Fine estimates of covering and packing numbers of several metric spaces of functions have been obtained in the paper:
A.N. Kolmogorov, V.M. Tihomirov. $\epsilon$-entropy and
$\epsilon$-capacity of sets in functional space. Amer. Math. Soc.
Transl. (2) 17, 1961, 277-364.
I reproduce below a (particular case of a) result from that paper that seems related to your question. I keep the original notations, and specify the corresponding page numbers.
[p.279-280] If $A$ is a totally bounded (e.g. compact) metric space and $\epsilon>0$ then $\mathcal{N}_\epsilon(A)$ denotes the minimal number of sets of diameter $\le 2\epsilon$ that cover $A$, and $\mathcal{M}_\epsilon(A)$ denotes the maximal cardinality of an $\epsilon$-separated set.

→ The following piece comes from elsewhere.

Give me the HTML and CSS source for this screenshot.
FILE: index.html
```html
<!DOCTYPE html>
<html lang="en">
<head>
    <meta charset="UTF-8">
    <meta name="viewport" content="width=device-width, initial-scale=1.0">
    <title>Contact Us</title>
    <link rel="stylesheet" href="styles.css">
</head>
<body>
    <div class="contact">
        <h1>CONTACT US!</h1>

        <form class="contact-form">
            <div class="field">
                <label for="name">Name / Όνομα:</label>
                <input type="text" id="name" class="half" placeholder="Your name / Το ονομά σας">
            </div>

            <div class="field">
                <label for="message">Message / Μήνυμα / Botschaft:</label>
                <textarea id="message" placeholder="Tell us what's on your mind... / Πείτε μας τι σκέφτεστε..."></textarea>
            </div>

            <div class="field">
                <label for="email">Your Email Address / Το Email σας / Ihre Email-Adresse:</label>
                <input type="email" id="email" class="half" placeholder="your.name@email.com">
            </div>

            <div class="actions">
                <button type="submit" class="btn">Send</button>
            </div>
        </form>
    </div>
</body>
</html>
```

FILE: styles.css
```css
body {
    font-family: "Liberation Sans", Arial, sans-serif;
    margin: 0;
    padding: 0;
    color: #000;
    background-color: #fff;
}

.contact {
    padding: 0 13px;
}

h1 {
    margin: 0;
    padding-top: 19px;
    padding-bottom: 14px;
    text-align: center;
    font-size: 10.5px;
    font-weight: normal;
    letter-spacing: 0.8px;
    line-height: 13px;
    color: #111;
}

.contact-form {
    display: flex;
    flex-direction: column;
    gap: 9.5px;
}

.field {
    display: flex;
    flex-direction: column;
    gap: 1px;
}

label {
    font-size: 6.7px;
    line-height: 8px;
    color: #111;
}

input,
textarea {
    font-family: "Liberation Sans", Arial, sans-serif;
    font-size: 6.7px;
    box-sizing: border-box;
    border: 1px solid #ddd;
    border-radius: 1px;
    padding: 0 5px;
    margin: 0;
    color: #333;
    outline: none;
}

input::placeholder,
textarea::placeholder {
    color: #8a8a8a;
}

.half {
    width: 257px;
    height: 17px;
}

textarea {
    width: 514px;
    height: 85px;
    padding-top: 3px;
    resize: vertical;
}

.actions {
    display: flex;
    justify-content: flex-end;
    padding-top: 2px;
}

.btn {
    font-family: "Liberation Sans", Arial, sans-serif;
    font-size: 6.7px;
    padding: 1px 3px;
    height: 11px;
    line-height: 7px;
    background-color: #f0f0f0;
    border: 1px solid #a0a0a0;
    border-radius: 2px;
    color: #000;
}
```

The $\epsilon$-entropy and the $\epsilon$-capacity of $A$ are defined as:
$$
\mathcal{H}_\epsilon(A) := \log \mathcal{N}_\epsilon(A) , \qquad
\mathcal{C}_\epsilon(A) := \log \mathcal{M}_\epsilon(A) \, .
$$
(where $\log = \log_2$).
Note [p. 282] that $\mathcal{C}_{2\epsilon}(A) \le \mathcal{H}_\epsilon(A) \le \mathcal{C}_\epsilon(A)$.
[p. 296] The metric dimension of $A$ (also called box-counting dimension or Minkowski dimension) is defined as:
$$
\mathrm{dm}(A) := \lim_{\epsilon \to 0} \frac{\mathcal{H}_\epsilon(A)}{\log(1/\epsilon)} = \lim_{\epsilon \to 0} \frac{\mathcal{C}_\epsilon(A)}{\log(1/\epsilon)}.
$$
[p.307-308] Let $K$ be a compact subset of a finite-dimensional Banach space.

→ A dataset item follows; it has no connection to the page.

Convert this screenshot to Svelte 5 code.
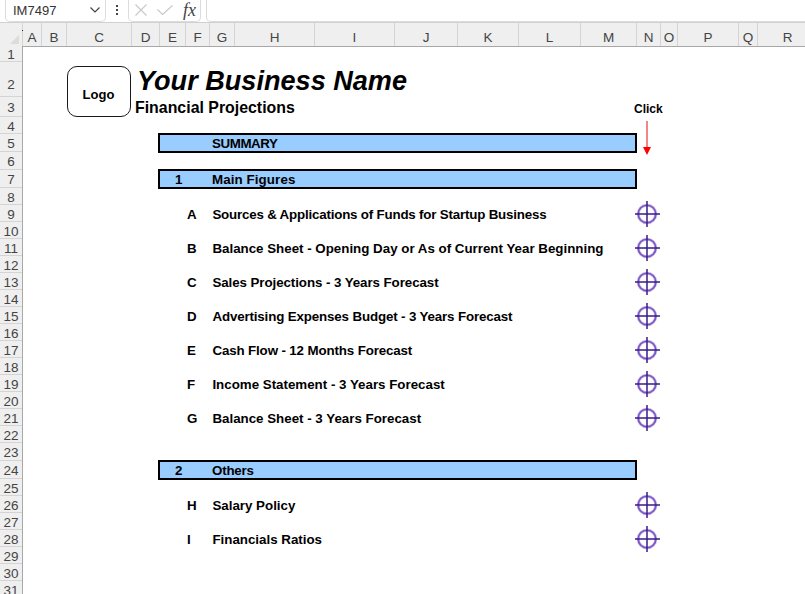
<script>
  const cols = [
    ["A", 19], ["B", 25], ["C", 65], ["D", 28], ["E", 26], ["F", 24], ["G", 25], ["H", 80],
    ["I", 80], ["J", 63], ["K", 61], ["L", 62], ["M", 56], ["N", 24], ["O", 17], ["P", 61],
    ["Q", 19], ["R", 60],
  ];

  // row heights in px, index 0 is row 1
  const rowHeights = [
    16, 35, 20, 17, 18, 18, 18, 17, 17, 17, 17, 17, 17, 17, 17, 17, 17, 17, 17, 17, 17, 17, 18, 18, 17,
    17, 17, 17, 17, 17, 17,
  ];

  // spacing: tightening so the line widths match the sheet's hinted text
  const mainItems = [
    { row: 9, letter: "A", label: "Sources & Applications of Funds for Startup Business", spacing: -0.19 },
    { row: 11, letter: "B", label: "Balance Sheet - Opening Day or As of Current Year Beginning", spacing: 0 },
    { row: 13, letter: "C", label: "Sales Projections - 3 Years Forecast", spacing: -0.07 },
    { row: 15, letter: "D", label: "Advertising Expenses Budget - 3 Years Forecast", spacing: -0.14 },
    { row: 17, letter: "E", label: "Cash Flow - 12 Months Forecast", spacing: -0.13 },
    { row: 19, letter: "F", label: "Income Statement - 3 Years Forecast", spacing: 0 },
    { row: 21, letter: "G", label: "Balance Sheet - 3 Years Forecast", spacing: 0 },
    { row: 26, letter: "H", label: "Salary Policy", spacing: 0 },
    { row: 28, letter: "I", label: "Financials Ratios", spacing: 0 },
  ];

  const bands = [
    { row: 5, num: "", label: "SUMMARY", spacing: -0.4 },
    { row: 7, num: "1", label: "Main Figures", spacing: 0.1 },
    { row: 24, num: "2", label: "Others", spacing: -0.2 },
  ];

  const colTemplate = cols.map((c) => c[1] + "px").join(" ");
  const rowTemplate = rowHeights.map((h) => h + "px").join(" ");
</script>

<div class="app">
  <div class="formula-bar">
    <div class="name-box">
      <span>IM7497</span>
      <svg width="10" height="6" viewBox="0 0 10 6"><path d="M0.5 0.5 L5 5 L9.5 0.5" fill="none" stroke="#444" stroke-width="1.2" /></svg>
    </div>
    <div class="kebab"><i></i><i></i><i></i></div>
    <div class="fx-box">
      <svg width="12" height="12" viewBox="0 0 12 12"><path d="M0.5 0.5 L11.5 11.5 M11.5 0.5 L0.5 11.5" stroke="#c8c8c8" stroke-width="1.1" fill="none" /></svg>
      <svg width="16" height="10" viewBox="0 0 16 10"><path d="M0.5 4.5 L5.5 9.5 L15.5 0.5" stroke="#c8c8c8" stroke-width="1.1" fill="none" /></svg>
      <span class="fx">fx</span>
    </div>
    <div class="formula-input"></div>
  </div>

  <div class="col-header">
    <div class="corner"><svg width="9" height="9" viewBox="0 0 9 9"><path d="M9 0 V9 H0 Z" fill="#dcdcdc" /></svg></div>
    {#each cols as [name, w]}
      <div class="col" style="width: {w}px">{name}</div>
    {/each}
  </div>

  <div class="body">
    <div class="row-header">
      {#each rowHeights as h, i}
        <div class="rh" class:tall={h > 30} style="height: {h}px">{i + 1}</div>
      {/each}
    </div>

    <div class="sheet" style="grid-template-columns: {colTemplate}; grid-template-rows: {rowTemplate}">
      <div class="logo">Logo</div>
      <div class="biz-name">Your Business Name</div>
      <div class="subtitle">Financial Projections</div>
      <div class="click">Click</div>
      <svg class="arrow" width="10" height="35" viewBox="0 0 10 35">
        <path d="M5 0 V27" stroke="#e01010" stroke-width="1" fill="none" />
        <path d="M1 26 H9 L5 34 Z" fill="#f00" />
      </svg>

      {#each bands as b}
        <div class="band" style="grid-row: {b.row}">
          <span class="band-num">{b.num}</span>
          <span style="letter-spacing: {b.spacing}px">{b.label}</span>
        </div>
      {/each}

      {#each mainItems as item}
        <div class="letter" style="grid-row: {item.row}">{item.letter}</div>
        <div class="label" style="grid-row: {item.row}; letter-spacing: {item.spacing}px">{item.label}</div>
        <div class="target" style="grid-row: {item.row}">
          <svg width="27" height="27" viewBox="0 0 27 27">
            <circle cx="13" cy="13" r="8.8" fill="#fff" stroke="#c2b0e6" stroke-width="3" />
            <circle cx="13" cy="13" r="8.8" fill="none" stroke="#7a58c0" stroke-width="1.6" />
            <path d="M13 0 V26 M1 13 H26" stroke="#3a1a8c" stroke-width="1.5" fill="none" />
          </svg>
        </div>
      {/each}
    </div>
  </div>
</div>

<style>
  :global(body) {
    margin: 0;
    background: #fff;
  }

  .app {
    width: 805px;
    height: 594px;
    overflow: hidden;
    font-family: "Liberation Sans", Arial, sans-serif;
    color: #000;
    background: #fff;
  }

  .formula-bar {
    display: flex;
    height: 22px;
    align-items: flex-end;
    background: #fff;
  }

  .name-box {
    box-sizing: border-box;
    display: flex;
    align-items: center;
    justify-content: space-between;
    width: 101px;
    height: 23px;
    margin-left: 5px;
    padding: 0 5px 0 7px;
    border: 1px solid #dcdcdc;
    border-top: 0;
    border-radius: 0 0 5px 5px;
    font-size: 13px;
    color: #333;
  }

  .kebab {
    display: flex;
    flex-direction: column;
    align-items: center;
    gap: 2px;
    width: 22px;
    padding-bottom: 7px;
  }

  .kebab i {
    width: 2px;
    height: 2px;
    background: #444;
  }

  .fx-box {
    box-sizing: border-box;
    display: flex;
    align-items: center;
    width: 73px;
    height: 23px;
    padding-left: 6px;
    border: 1px solid #dcdcdc;
    border-top: 0;
    border-radius: 0 0 5px 5px;
  }

  .fx-box svg:nth-child(2) {
    margin: 0 10px;
  }

  .fx {
    font-family: "Liberation Serif", serif;
    font-style: italic;
    font-size: 18px;
    line-height: 20px;
    color: #444;
  }

  .formula-input {
    flex: 1;
    height: 23px;
    margin-left: 5px;
    box-sizing: border-box;
    border: 1px solid #dcdcdc;
    border-top: 0;
    border-right: 0;
    border-radius: 0 0 0 5px;
  }

  .col-header {
    display: flex;
    height: 25px;
    box-sizing: border-box;
    border-top: 1px solid #d0d0d0;
    border-bottom: 1px solid #a8a8a8;
    background: #efefef;
  }

  .corner {
    box-sizing: border-box;
    position: relative;
    display: flex;
    align-items: flex-end;
    justify-content: flex-end;
    width: 23px;
    flex: none;
    padding: 0 3px 2px 0;
    border-right: 1px solid #d4d4d4;
  }

  .corner::after {
    content: "";
    position: absolute;
    right: -1px;
    top: 7px;
    width: 1px;
    height: 1px;
    background: #222;
  }

  .col {
    box-sizing: border-box;
    flex: none;
    padding-top: 7px;
    border-right: 1px solid #d4d4d4;
    text-align: center;
    font-size: 13.5px;
    line-height: 15px;
    color: #444;
  }

  .body {
    display: flex;
    margin-top: -1px;
  }

  .row-header {
    box-sizing: border-box;
    flex: none;
    width: 23px;
    background: #efefef;
    border-right: 1px solid #a8a8a8;
  }

  .rh {
    box-sizing: border-box;
    display: flex;
    align-items: center;
    justify-content: center;
    padding-top: 2px;
    border-bottom: 1px solid #d4d4d4;
    font-size: 13.5px;
    line-height: 15px;
    color: #444;
  }

  .rh.tall {
    padding-top: 11px;
  }

  .sheet {
    display: grid;
    position: relative;
  }

  .logo {
    position: absolute;
    left: 44px;
    top: 20px;
    box-sizing: border-box;
    display: flex;
    align-items: center;
    justify-content: center;
    width: 64px;
    height: 51px;
    border: 1px solid #1a1a1a;
    border-radius: 10px;
    background: #fff;
    font-size: 13px;
    font-weight: bold;
    padding: 6px 1px 0 0;
  }

  .biz-name {
    grid-row: 2;
    grid-column: 4 / 12;
    align-self: end;
    margin-left: 5px;
    font-size: 27.1px;
    line-height: 32px;
    font-weight: bold;
    font-style: italic;
    white-space: nowrap;
  }

  .subtitle {
    grid-row: 3;
    grid-column: 4 / 12;
    align-self: end;
    margin-left: 3px;
    font-size: 15.9px;
    line-height: 18px;
    font-weight: bold;
    white-space: nowrap;
  }

  .click {
    grid-row: 3;
    grid-column: 14 / 16;
    align-self: end;
    margin: 0 0 1px -3px;
    font-size: 12px;
    line-height: 14px;
    font-weight: bold;
  }

  .arrow {
    position: absolute;
    left: 619px;
    top: 75px;
  }

  .band {
    grid-column: 5 / 14;
    display: flex;
    align-items: center;
    box-sizing: border-box;
    height: 20px;
    margin-left: -2px;
    margin-top: -1px;
    border: 2px solid #000;
    background: #99ccff;
    font-size: 13.33px;
    font-weight: bold;
    white-space: nowrap;
  }

  .band-num {
    flex: none;
    width: 52px;
    padding-left: 15px;
    box-sizing: border-box;
  }

  .letter {
    grid-column: 6;
    align-self: center;
    margin: 1px 0 0 1px;
    font-size: 13.33px;
    font-weight: bold;
  }

  .label {
    grid-column: 7 / 14;
    align-self: center;
    margin: 1px 0 0 2.4px;
    font-size: 13.33px;
    font-weight: bold;
    white-space: nowrap;
  }

  .target {
    grid-column: 14;
    position: relative;
    height: 17px;
  }

  .target svg {
    position: absolute;
    left: -3px;
    top: -4px;
  }
</style>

Given $C_0,C>0$, let $F_1^K(C_0,C)$ denote the space of functions $f : K \to \mathbb{R}$ that are $C$-Lipschitz and satisfy an uniform bound $|f(x)| \le C_0$.
We endow this set with the uniform metric $\rho(f,g):=\sup_{x\in K}|f(x)-g(x)|$, and so it is compact.
[p.308] Theorem. If $K$ has well-defined metric dimension
$\mathrm{dm}(K) = n$ (not necessarily an integer!) and
$A:=F_1^K(C_0,C)$ then:
$$ \mathcal{H}_\epsilon(A) \asymp \mathcal{C}_\epsilon(A) \asymp \frac{1}{\epsilon^n} , $$
where [p.295] $f \asymp g$ means that $f/g$ is bounded away from $0$ and $\infty$.